An engineering professor at University of Rochester in New York has developed new medical optics that provide diagnostic images under the skin’s surface. Jannick Rolland discussed the technology on Saturday at the 2011 annual meeting of the American Association for the Advancement of Science in Washington, D.C..
Rolland’s technology aims to detect and examine skin lesions to determine whether they are benign or cancerous without having to cut the suspected tumor out of the skin and analyze it in the lab. Instead, the tip of a cylindrical probe (prototype pictured right) is placed in contact with the tissue. The foot-long probe produces high-resolution and three-dimensional images of what lies below the surface, usually in a few seconds.

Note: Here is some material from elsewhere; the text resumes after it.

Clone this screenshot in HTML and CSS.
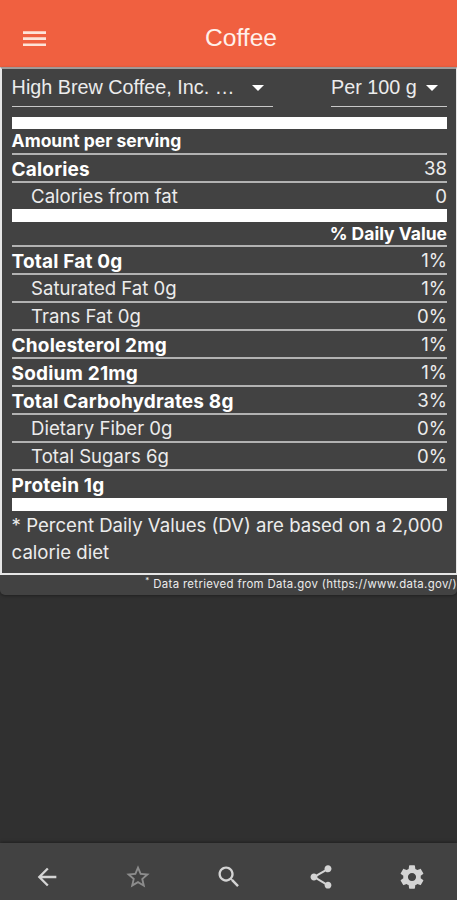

The probe captures the images with a liquid lens developed by Rolland and her team for a process known as optical coherence microscopy. In a liquid lens, a small drop of water replaces the glass in a standard lens. As the electrical field around the water changes, the droplet changes its shape and therefore changes the focus of the lens.
The changing shape of the water and focus of the lens allow the device to take thousands of pictures focused at different depths below the skin’s surface. Combining these images creates a fully in-focus image of all of the tissue up to 1 millimeter deep in human skin, which includes important skin tissue structures. The use of near infrared light instead of ultrasound, eables the device to produce images at micron-scale resolution — 1 millionth of a meter — instead of a millimeter-scale (1 thousandth of a meter) resolution.
“In the future,” says Rolland, “this technology could remove significant inconvenience and expense from the process of skin lesion diagnosis.” Rolland hopes this imaging technology can for some patients replace surgical biopsies or expensive MRIs.